Cocoon uses a sitemap XML file called sitemap.xmap to configure the processing pipelines it uses to process HTTP requests. eXist's integration with Cocoon is completely based on the XML:DB database API, however any XML:DB-enabled database (e.g. Xindice) can be integrated with Cocoon.
Beginning with Cocoon version 2.0, pseudo-protocols are supported. Pseudo-protocols allow you to register handlers for special URLs via so-called "source factories". In essence, these protocols specify resources wherever a known protocol such as http:// or file:// is specified in the sitemap. Currently, the distribution defines a pseudo-protocol to access XML:DB-enabled databases.

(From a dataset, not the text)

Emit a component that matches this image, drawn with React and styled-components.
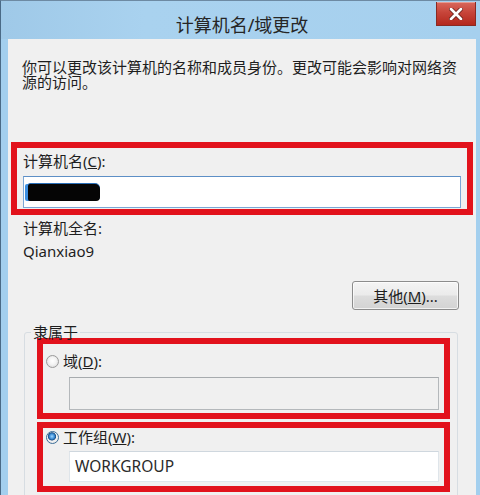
import React from 'react'
import styled, { createGlobalStyle } from 'styled-components';

const GlobalStyle = createGlobalStyle`
  html, body {
    margin: 0;
    padding: 0;
    background: #ffffff;
  }
  body {
    font-family: "Noto Sans", "Noto Sans CJK SC", sans-serif;
  }
`;

function Radio({ checked }) {
    return <RadioDot checked={checked} />
}

function App() {
    return (
        <>
            <GlobalStyle />
            <WindowFrame>
                <TitleBar>
                    <span />
                    <Title>计算机名/域更改</Title>
                    <CloseButton aria-label="关闭">
                        <svg width="14" height="12" viewBox="0 0 14 12">
                            <path d="M2 1 L12 11 M12 1 L2 11" stroke="#5a1510" strokeWidth="4.2" strokeLinecap="round" />
                            <path d="M2 1 L12 11 M12 1 L2 11" stroke="#ffffff" strokeWidth="2.8" strokeLinecap="round" />
                        </svg>
                    </CloseButton>
                </TitleBar>
                <Content>
                    <Intro>你可以更改该计算机的名称和成员身份。更改可能会影响对网络资源的访问。</Intro>

                    <Highlight $margin="52px 3px 0 3px" $padding="6px 6px 1px 6px">
                        <FieldLabel>计算机名(<u>C</u>):</FieldLabel>
                        <TextBox $focused $gap="7px" $height="32px">
                            <Redacted />
                        </TextBox>
                    </Highlight>

                    <InfoBlock>
                        <FieldLabel>计算机全名:</FieldLabel>
                        <FieldLabel>Qianxiao9</FieldLabel>
                    </InfoBlock>

                    <ButtonRow>
                        <PushButton>其他(<u>M</u>)...</PushButton>
                    </ButtonRow>

                    <GroupBox>
                        <legend>隶属于</legend>
                        <Highlight $margin="0" $padding="10px 5px 3px 3px">
                            <RadioRow>
                                <Radio />
                                <span>域(<u>D</u>):</span>
                            </RadioRow>
                            <TextBox $disabled $gap="8px" $height="33px" $indent="23px" />
                        </Highlight>
                        <Highlight $margin="3px 0 0 0" $padding="2px 5px 4px 3px">
                            <RadioRow>
                                <Radio checked />
                                <span>工作组(<u>W</u>):</span>
                            </RadioRow>
                            <TextBox $gap="6px" $height="31px" $indent="23px" $size="15.5px">WORKGROUP</TextBox>
                        </Highlight>
                    </GroupBox>
                </Content>
            </WindowFrame>
        </>
    )
}

const WindowFrame = styled.div`
  width: 480px;
  height: 495px;
  box-sizing: border-box;
  overflow: hidden;
  display: flex;
  flex-direction: column;
  background: #a3cfee;
  border-left: 1px solid #4a6a86;
  border-top: 1px solid #6d8aa3;
  padding: 0 4px 0 7px;
`;

const TitleBar = styled.div`
  height: 38px;
  flex-shrink: 0;
  display: grid;
  grid-template-columns: 1fr auto 1fr;
  align-items: start;
  margin: 0 -4px 0 -7px;
  padding: 0 4px 0 7px;
  background: linear-gradient(90deg, #9fc9e8 0%, #a9d2ef 30%, #a6d0ee 100%);
`;

const Title = styled.div`
  font-size: 18px;
  line-height: 22px;
  color: #262626;
  padding-top: 13px;
  white-space: nowrap;
`;

const CloseButton = styled.button`
  justify-self: end;
  width: 40px;
  height: 24px;
  margin-top: 1px;
  padding: 0;
  display: flex;
  align-items: center;
  justify-content: center;
  border: 1px solid #8a2a22;
  border-top: none;
  background: linear-gradient(180deg, #d9685c 0%, #c7453a 45%, #b4281d 100%);
  box-shadow: inset 0 1px 0 rgba(255, 255, 255, 0.35);
`;

const Content = styled.div`
  flex: 1;
  background: #f0f0f0;
  display: flex;
  flex-direction: column;
  font-size: 15px;
  line-height: 15px;
  color: #1e1e1e;
`;

const Intro = styled.p`
  margin: 21px 12px 0 14px;
  line-height: 15px;
`;

const Highlight = styled.div`
  margin: ${p => p.$margin};
  padding: ${p => p.$padding};
  border: 6px solid #e2121c;
  display: flex;
  flex-direction: column;
`;

const FieldLabel = styled.div`
  line-height: 15px;
  white-space: nowrap;
`;

const TextBox = styled.div`
  box-sizing: border-box;
  height: ${p => p.$height};
  margin-top: ${p => p.$gap};
  margin-left: ${p => p.$indent || '0'};
  display: flex;
  align-items: center;
  padding: 0 5px;
  font-size: ${p => p.$size || '15px'};
  color: #2b2b2b;
  background: ${p => (p.$disabled ? '#f0f0f0' : '#ffffff')};
  border: 1px solid ${p => (p.$focused ? '#7aa7d6' : p.$disabled ? '#b4b8bb' : '#dfe5ea')};
  border-top-color: ${p => (p.$focused ? '#5d8fc6' : p.$disabled ? '#a7abae' : '#cfd7de')};
`;

const Redacted = styled.span`
  width: 72px;
  height: 17px;
  margin-left: -1px;
  background: #050505;
  border-radius: 2px 5px 4px 2px;
  box-shadow: -3px 0 0 #3d8fe0, 0 -1px 0 #2a6fb8;
`;

const InfoBlock = styled.div`
  margin: 6px 0 0 15px;
  display: flex;
  flex-direction: column;
  gap: 8px;
`;

const ButtonRow = styled.div`
  display: flex;
  justify-content: flex-end;
  margin: 22px 17px 0 0;
`;

const PushButton = styled.button`
  width: 107px;
  height: 29px;
  font-family: inherit;
  font-size: 15px;
  color: #1e1e1e;
  border: 1px solid #8c8c8c;
  border-radius: 3px;
  background: linear-gradient(180deg, #f4f4f4 0%, #ebebeb 48%, #dddddd 52%, #d3d3d3 100%);
  box-shadow: inset 0 0 0 1px rgba(255, 255, 255, 0.7);
  padding: 0;
`;

const GroupBox = styled.fieldset`
  margin: 16px 18px 0 16px;
  padding: 0 7px 10px 12px;
  border: 1px solid #d7dde2;
  border-radius: 3px;
  min-width: 0;

  legend {
    margin-left: -6px;
    padding: 0 2px;
    line-height: 12px;
    font-size: 15px;
  }
`;

const RadioRow = styled.div`
  display: flex;
  align-items: center;
  gap: 4px;
  line-height: 15px;
`;

const RadioDot = styled.span`
  width: 13px;
  height: 13px;
  box-sizing: border-box;
  border-radius: 50%;
  border: 1px solid ${p => (p.checked ? '#3c6e98' : '#9a9a9a')};
  background: ${p => (p.checked
        ? 'radial-gradient(circle at 45% 40%, #9fd6ff 0%, #3a8bd4 28%, #1b4f86 42%, #f4f4f4 50%, #dcdcdc 100%)'
        : 'radial-gradient(circle at 50% 45%, #ffffff 0%, #f3f3f3 45%, #d2d2d2 100%)')};
`;

export default App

In eXist, pseudo-protocols are configured in Cocoon's main configuration file WEB-INF/cocoon.xconf. To make use of these protocols, simply specify the correct database driver class, as in the following example:
<source-handler logger="core.source-handler"> <!-- xmldb pseudo protocol --> <protocol class="org.apache.cocoon.components.source.XMLDBSourceFactory" name="xmldb"> <driver class="org.exist.xmldb.DatabaseImpl" type="exist"/> <!-- Add here other XML:DB compliant databases drivers --> </protocol> </source-handler>
Once the database driver has been registered with the handler, it is possible to use an XML:DB URI wherever Cocoon expects a URI in its site configuration file sitemap.xmap. For example, to access our collection of Shakespeare plays from the web-browser, and with a stylesheet applied to each document, we could use the following code fragment in the sitemap's processing pipeline:
<!-- apply stylesheet shakes.xsl to all XML documents in xmldb-collection /db/shakespeare/plays --> <map:match pattern="xmldb/db/shakespeare/plays/**.xml"> <map:generate src="xmldb:exist:///db/shakespeare/plays/{1}.xml"/> <map:transform src="xmldb:exist:///db/shakespeare/plays/shakes.xsl"/> <map:serialize type="html"/> </map:match> </programlisting>
The sitemap.xmap delivered with eXist also contains more complex examples.